_Description of the task_:
State how many lines contain the string "React", and write nothing else.

_Dataset excerpt_:
^^^^^^^^^^^^^^^^

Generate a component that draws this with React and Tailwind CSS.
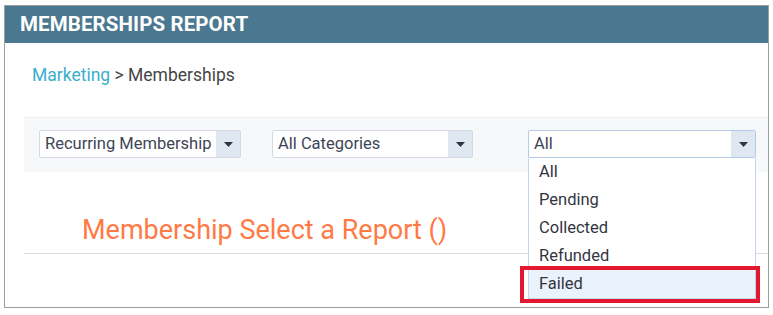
import React from "react";

const font = { fontFamily: "Roboto, 'Liberation Sans', sans-serif" };

function Select({ label, width, open }) {
  return (
    <div
      className={`relative flex h-[28px] items-stretch border bg-white ${
        open ? "border-[#b5cbe4]" : "border-[#d3dae3]"
      } rounded-[2px]`}
      style={{ width }}
    >
      <div className="flex flex-1 items-center pl-[5px] text-[16.5px] text-[#3e4556] whitespace-nowrap overflow-hidden">
        {label}
      </div>
      <div className="flex w-[24px] items-center justify-center bg-[#dfe7f1]">
        <svg width="9" height="5" viewBox="0 0 9 5">
          <path d="M0 0 L9 0 L4.5 5 Z" fill="#2f3440" />
        </svg>
      </div>
    </div>
  );
}

export default function App() {
  const items = ["All", "Pending", "Collected", "Refunded", "Failed"];
  return (
    <div className="w-[773px] h-[315px] bg-white pt-[5px] pl-[4px]" style={font}>
      <div className="w-[765px] h-[303px] border border-[#9c9c9c] flex flex-col">
        <div className="h-[37px] bg-[#4a7890] flex items-center pl-[15px] text-white font-bold text-[20.5px] tracking-[0.1px]">
          MEMBERSHIPS REPORT
        </div>
        <div className="pl-[27px] pt-[20px] text-[17.5px] leading-[24px]">
          <span className="text-[#3aaecb]">Marketing</span>
          <span className="text-[#454545]"> &gt; Memberships</span>
        </div>
        <div className="ml-[19px] mt-[30px] h-[55px] bg-[#f7f8f9] border-t border-[#eceef1] flex items-start pl-[15px] pt-[12px]">
          <Select label="Recurring Membership" width="202px" />
          <div className="ml-[31px]">
            <Select label="All Categories" width="201px" />
          </div>
          <div className="ml-[55px] relative">
            <Select label="All" width="228px" open />
            <div className="absolute left-0 top-[28px] w-[228px] border border-t-0 border-[#c3d5ea] bg-white z-10">
              {items.map((it) => (
                <div
                  key={it}
                  className={`h-[28px] flex items-center pl-[10px] text-[16.5px] text-[#33363f] ${
                    it === "Failed" ? "bg-[#eaf2fb]" : ""
                  }`}
                >
                  {it}
                </div>
              ))}
            </div>
            <div className="absolute left-[-8px] top-[136px] w-[240px] h-[37px] border-[4px] border-[#e3172f] z-20" />
          </div>
        </div>
        <div className="ml-[19px] mt-[41px] pl-[58px] pb-[6px] border-b border-[#dcdcdc] text-[27px] leading-[34px] text-[#ff7a45]">
          Membership Select a Report ()
        </div>
      </div>
    </div>
  );
}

^^^^^^^^^^^^^^^^

_Reply_:
2